Zeno of Elea, who belonged to the same philosophical school as Parmenides, formulated a famous paradox designed to show that motion is impossible. After an arrow shot at a target has got halfway there, it still has half the distance to go. When it has gone half that distance, it still has half of that way to go. This goes on for ever. The arrow can never reach the target, so motion is impossible. In normal physics, with a notion of time, Zeno’s paradox is readily resolved. However, in my timeless view the paradox is resurrected, but the arrow never reaches the target for a more basic reason: the arrow in the bow is not the arrow in the target.
There are two parts to my claim that time does not exist. I start from the philosophical conviction that the only true things are complete possible configurations of the universe, unchanging Nows. Unchanging things do not travel in time from Now to Now. Material things, we included, are simply parts of Nows. This philosophical standpoint must be matched by a physical theory that seems natural within it. The evidence that such a physical theory exists and seems to describe the universe forms the other part of my claim. This section has merely made the philosophy, the notion of being, clear. The physics, the guts of the story, is still to come.
THE BIG PICTURE
Before Newton was born, René Descartes raised a nightmarish prospect. How do I know, he asked, whether anything exists? Is some malignant demon conjuring up my thoughts and experiences? Perhaps there isn’t any world. How can we be sure of anything? Descartes famously argued that we can at least be certain of our own existence. Cogito ergo sum: I think, therefore I am. In fact, this did not get him very far, and his main argument for a real world was that God would not deceive us on such a fundamental matter.

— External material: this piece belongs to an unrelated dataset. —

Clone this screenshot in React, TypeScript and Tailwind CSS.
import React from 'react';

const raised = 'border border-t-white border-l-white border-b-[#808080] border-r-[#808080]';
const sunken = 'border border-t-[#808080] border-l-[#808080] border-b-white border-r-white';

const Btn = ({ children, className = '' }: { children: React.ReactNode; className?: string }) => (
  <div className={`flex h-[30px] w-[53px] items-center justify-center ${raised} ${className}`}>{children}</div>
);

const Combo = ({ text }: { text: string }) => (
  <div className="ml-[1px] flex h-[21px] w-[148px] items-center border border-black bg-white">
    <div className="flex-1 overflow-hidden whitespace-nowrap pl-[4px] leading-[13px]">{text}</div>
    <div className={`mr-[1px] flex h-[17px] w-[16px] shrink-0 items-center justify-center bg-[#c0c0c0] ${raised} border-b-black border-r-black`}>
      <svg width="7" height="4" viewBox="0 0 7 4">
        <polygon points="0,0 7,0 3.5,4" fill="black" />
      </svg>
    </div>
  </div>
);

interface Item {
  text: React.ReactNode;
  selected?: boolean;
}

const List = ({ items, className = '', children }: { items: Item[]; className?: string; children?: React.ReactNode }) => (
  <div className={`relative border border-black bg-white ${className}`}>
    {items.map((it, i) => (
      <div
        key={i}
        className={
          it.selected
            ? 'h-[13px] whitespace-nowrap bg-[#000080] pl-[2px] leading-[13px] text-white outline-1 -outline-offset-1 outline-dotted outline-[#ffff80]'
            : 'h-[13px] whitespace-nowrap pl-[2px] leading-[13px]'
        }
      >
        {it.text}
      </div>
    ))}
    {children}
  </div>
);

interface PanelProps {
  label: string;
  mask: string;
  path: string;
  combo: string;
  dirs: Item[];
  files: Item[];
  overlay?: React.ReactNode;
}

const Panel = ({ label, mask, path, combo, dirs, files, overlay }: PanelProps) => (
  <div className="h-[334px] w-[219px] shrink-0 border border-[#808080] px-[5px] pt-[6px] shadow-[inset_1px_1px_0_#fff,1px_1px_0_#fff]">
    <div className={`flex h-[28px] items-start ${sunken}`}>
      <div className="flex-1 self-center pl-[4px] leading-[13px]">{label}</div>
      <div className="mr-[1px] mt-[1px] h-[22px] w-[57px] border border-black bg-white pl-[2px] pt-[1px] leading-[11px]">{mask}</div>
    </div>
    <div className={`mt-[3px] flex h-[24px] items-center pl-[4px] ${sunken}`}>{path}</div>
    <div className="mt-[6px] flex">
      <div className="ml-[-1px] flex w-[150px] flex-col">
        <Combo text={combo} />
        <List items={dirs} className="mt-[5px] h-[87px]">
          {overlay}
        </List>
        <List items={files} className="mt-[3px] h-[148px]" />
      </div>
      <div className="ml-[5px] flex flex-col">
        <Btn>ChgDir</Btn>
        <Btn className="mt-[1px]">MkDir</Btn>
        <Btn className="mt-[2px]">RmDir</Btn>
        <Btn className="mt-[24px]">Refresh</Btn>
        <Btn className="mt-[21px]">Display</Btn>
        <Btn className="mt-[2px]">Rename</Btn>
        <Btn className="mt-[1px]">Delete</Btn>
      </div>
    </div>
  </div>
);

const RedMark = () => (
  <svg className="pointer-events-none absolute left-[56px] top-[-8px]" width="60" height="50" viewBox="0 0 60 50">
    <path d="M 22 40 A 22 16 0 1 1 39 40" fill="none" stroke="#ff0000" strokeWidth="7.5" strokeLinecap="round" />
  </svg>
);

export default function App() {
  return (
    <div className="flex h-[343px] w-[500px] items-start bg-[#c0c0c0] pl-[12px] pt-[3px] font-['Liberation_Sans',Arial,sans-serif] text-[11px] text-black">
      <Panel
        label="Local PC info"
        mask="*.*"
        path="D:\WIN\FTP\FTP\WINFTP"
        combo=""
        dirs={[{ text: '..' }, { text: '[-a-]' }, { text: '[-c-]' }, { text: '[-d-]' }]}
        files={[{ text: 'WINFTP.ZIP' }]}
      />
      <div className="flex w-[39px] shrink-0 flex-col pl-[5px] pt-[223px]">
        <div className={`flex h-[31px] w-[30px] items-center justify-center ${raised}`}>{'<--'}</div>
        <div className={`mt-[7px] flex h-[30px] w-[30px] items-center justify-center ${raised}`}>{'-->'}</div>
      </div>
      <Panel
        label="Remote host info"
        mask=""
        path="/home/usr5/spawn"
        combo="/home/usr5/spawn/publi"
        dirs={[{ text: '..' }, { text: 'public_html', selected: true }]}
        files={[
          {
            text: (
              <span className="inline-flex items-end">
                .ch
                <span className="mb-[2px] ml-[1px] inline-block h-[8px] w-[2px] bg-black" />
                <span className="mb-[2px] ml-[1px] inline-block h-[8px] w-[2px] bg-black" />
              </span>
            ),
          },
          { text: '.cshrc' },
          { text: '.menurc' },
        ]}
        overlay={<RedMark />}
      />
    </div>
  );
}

Modern science has a better answer to the solipsists – those who, like Descartes in that extreme moment of doubt, deny existence outside their own thoughts. The starting point is that we do observe a great variety of phenomena. We can then ask whether we can postulate a world and laws that lead to the phenomena. If this is so, it does not explain how or why the world is there, but it does provide grounds for taking its existence more seriously.

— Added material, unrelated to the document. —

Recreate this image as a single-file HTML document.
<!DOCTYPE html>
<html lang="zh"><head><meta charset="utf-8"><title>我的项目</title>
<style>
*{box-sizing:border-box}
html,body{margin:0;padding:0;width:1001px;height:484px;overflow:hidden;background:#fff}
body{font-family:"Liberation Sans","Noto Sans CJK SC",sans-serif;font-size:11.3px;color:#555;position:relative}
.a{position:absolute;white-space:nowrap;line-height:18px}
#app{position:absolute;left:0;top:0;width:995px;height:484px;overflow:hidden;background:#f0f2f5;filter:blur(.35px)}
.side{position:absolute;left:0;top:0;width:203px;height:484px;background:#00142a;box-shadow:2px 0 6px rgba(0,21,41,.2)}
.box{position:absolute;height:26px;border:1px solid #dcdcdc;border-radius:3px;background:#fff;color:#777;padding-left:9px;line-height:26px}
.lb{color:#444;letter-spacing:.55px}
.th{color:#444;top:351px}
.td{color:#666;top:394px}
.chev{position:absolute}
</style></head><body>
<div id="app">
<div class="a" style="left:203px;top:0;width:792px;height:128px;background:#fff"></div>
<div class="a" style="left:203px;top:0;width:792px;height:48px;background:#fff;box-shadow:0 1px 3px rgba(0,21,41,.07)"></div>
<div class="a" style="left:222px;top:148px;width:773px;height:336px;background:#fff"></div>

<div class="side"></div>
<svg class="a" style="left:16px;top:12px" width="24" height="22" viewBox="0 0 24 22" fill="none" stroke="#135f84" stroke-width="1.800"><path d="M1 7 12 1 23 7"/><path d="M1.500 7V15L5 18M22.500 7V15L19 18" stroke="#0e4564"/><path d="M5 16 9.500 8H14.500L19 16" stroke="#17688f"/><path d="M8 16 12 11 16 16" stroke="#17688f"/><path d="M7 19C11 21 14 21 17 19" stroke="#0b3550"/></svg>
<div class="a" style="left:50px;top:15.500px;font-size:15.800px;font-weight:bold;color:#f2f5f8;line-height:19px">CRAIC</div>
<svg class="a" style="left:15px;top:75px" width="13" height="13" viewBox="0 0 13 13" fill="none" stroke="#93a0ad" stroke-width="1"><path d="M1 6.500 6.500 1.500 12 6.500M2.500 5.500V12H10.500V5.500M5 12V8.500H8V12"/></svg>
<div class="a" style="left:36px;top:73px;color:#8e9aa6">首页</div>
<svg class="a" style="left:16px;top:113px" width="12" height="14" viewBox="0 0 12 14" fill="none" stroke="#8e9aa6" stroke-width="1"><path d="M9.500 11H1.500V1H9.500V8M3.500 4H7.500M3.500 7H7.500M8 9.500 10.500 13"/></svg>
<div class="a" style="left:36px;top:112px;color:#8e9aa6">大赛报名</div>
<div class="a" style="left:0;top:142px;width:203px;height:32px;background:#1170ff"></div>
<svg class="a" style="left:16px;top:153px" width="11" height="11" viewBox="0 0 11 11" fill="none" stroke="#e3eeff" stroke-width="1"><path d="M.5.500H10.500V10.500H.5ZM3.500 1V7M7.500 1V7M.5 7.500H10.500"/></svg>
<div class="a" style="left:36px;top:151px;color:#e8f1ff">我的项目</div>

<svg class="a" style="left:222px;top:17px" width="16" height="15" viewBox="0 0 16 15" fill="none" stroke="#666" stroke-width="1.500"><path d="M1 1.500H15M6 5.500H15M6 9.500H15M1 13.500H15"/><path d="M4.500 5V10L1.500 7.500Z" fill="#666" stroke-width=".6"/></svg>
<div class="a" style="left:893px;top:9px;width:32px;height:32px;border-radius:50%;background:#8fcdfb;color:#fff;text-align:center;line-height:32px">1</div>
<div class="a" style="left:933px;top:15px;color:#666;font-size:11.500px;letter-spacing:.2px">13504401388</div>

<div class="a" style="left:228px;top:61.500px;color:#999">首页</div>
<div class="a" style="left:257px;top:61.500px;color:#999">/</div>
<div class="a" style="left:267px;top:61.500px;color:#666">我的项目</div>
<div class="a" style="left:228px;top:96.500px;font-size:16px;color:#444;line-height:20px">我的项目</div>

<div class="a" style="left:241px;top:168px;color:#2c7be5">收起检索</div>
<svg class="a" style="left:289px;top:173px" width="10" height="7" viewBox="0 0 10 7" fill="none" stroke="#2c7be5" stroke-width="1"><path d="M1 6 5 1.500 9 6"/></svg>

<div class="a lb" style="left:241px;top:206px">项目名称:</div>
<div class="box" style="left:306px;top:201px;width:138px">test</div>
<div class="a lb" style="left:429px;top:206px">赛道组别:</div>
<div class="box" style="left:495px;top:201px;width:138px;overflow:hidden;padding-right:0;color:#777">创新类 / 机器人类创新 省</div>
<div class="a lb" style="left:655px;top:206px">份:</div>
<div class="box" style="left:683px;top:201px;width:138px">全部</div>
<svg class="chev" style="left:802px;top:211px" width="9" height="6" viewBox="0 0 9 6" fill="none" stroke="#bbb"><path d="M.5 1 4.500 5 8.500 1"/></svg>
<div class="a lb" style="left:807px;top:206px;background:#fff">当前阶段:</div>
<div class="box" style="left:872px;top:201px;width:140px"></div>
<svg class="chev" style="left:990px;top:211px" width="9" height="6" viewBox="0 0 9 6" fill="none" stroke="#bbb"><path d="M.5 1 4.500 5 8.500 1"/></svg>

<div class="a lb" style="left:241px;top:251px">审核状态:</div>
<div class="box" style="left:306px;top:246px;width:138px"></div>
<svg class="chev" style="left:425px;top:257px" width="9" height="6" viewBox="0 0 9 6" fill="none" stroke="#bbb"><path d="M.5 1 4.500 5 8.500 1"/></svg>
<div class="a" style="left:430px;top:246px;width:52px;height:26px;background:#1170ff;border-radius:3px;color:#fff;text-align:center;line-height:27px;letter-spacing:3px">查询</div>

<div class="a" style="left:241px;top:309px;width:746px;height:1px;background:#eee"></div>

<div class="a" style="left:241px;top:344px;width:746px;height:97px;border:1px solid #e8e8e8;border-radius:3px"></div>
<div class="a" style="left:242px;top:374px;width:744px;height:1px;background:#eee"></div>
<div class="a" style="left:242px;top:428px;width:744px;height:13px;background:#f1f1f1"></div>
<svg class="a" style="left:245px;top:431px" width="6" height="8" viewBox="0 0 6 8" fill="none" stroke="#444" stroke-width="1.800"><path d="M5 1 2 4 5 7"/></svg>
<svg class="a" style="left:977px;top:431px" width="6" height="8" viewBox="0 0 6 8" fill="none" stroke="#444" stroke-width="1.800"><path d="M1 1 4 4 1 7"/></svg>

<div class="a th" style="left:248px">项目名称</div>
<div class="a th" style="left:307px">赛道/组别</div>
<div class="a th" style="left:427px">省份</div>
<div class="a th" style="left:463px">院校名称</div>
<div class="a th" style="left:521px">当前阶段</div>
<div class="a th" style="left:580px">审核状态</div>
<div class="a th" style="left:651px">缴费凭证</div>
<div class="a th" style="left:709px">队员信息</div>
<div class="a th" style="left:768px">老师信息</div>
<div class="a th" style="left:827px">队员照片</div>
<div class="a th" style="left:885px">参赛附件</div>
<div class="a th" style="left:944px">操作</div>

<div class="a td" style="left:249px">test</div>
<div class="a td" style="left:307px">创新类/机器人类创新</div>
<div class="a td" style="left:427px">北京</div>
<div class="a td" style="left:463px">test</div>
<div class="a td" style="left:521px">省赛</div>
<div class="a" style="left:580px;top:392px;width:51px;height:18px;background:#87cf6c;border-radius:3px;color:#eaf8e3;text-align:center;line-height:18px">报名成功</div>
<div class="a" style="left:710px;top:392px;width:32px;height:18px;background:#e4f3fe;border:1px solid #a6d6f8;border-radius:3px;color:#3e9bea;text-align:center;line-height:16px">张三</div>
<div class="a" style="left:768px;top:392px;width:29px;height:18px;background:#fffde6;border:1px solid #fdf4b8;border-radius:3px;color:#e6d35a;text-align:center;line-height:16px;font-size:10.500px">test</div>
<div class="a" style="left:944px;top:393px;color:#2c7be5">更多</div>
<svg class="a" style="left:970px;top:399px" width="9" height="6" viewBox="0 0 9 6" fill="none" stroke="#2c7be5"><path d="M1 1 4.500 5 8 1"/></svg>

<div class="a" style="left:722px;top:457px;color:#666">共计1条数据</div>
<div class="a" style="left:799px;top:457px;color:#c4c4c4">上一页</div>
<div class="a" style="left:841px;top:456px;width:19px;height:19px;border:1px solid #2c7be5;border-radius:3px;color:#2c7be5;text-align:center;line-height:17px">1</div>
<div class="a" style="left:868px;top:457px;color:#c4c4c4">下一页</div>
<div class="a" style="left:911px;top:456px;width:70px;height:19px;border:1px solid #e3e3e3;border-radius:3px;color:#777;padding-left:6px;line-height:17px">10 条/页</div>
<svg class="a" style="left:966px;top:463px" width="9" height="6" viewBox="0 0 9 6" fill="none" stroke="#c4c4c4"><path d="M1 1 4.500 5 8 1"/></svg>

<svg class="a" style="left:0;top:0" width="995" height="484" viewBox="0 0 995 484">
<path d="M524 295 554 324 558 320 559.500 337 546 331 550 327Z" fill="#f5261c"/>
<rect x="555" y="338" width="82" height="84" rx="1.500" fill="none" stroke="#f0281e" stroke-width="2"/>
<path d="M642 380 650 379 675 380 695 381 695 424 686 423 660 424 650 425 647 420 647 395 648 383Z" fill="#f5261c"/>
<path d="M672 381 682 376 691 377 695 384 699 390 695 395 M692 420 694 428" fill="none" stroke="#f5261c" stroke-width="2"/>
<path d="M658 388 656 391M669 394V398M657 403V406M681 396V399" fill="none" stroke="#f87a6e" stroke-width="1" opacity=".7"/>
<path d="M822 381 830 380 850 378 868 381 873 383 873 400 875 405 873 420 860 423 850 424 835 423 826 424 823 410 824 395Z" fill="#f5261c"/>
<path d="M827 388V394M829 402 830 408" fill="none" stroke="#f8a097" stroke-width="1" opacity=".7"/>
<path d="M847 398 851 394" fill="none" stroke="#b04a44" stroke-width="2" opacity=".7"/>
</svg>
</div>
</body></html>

You may think that time capsules and a brain preserved in aspic aware of seeing motion are getting dangerously close to solipsism and the machinations of a demon. Without anticipating the rest of the book, an outline may still be helpful. There are only two rules of the game: there must be an external world subject to laws and a correspondence between it and experiences.
Apart from the fact that Newton placed the material objects of the universe in an arena, my things are his things. They are Nows, the relative configurations of the universe. Newton’s Nows form a string, brought into being by an act of creation at one end, called the past. It is usually assumed that our experiences in some instant reflect the structure in a short segment of the string at a point along it. It is a segment, rather than one Now, because we see things not only in positions but in motion. However, a single Now contains only positional information. It seems that we need at least two Nows to have information about changes of position.
Newtonian history, as modified by Big Bang cosmology, translates into a path in Platonia. It begins at a certain point with a creation event, after which the laws of nature determine the path. Many paths satisfy the same laws, but the laws by themselves do not tell us why one path is chosen by the creation event in preference to others.
The alternative picture, suggested by quantum mechanics and proposed in this book, is quite different. There are no paths with unique starting points conceived as creation events. Indeed, there are no paths at all. Instead, the different points of Platonia, each of which represents a different possible configuration of the universe, are present – as potentialities at least – in different quantities. This matches what we found in the Timeless Theory bag: many different triangles present in different quantities. It will be helpful to represent this in a more graphic way. Imagine that Platonia is covered by a mist. Its intensity does not vary in time – it is static – but it does vary from position to position. Its intensity at each given point is a measure of how many configurations (as in the previous example, with triangles in the Timeless Bag) corresponding to that point are present. All these configurations, present in different quantities, you should imagine for the moment as being collected together in a ‘heap’ or ‘bag’.
So, Platonia is covered with mist. Its intensity cannot change in time (there is no time), but it does vary from point to point. In some places it is much more intense than in others. A timeless law, complete in itself, determines where the mist collects. The law is a kind of competition for the mist between the Nows. Those that ‘resonate’ well with each other get more mist. The outcome is a distribution of mist intensity. This, as I have just explained, is simply another description of the Timeless Theory bag – for mist intensity read numbers of triangle copies. But the Nows of this Platonia are much more complex than triangles.
This opens up possibilities. Triangles tell no stories, they are too simple. But if the Nows are defined by, say, the arrangements of three large bodies and of many thousands of small bodies, things are different. For example, the three large bodies could form the tenth triangle from the right in Figure 1. The remaining small bodies could be arranged in such a way that they literally create the pattern of the first nine triangles from the right of the sequence. This may seem contrived, but it is possible. It is a Now in a greatly enlarged Platonia. Shown such a Now, what could we make of it? One interpretation is that the small bodies record what the large bodies have done: the Now is a time capsule, a picture of a Newtonian history. As soon as a sufficient number of bodies are present, the possibilities for creating time capsules are immense.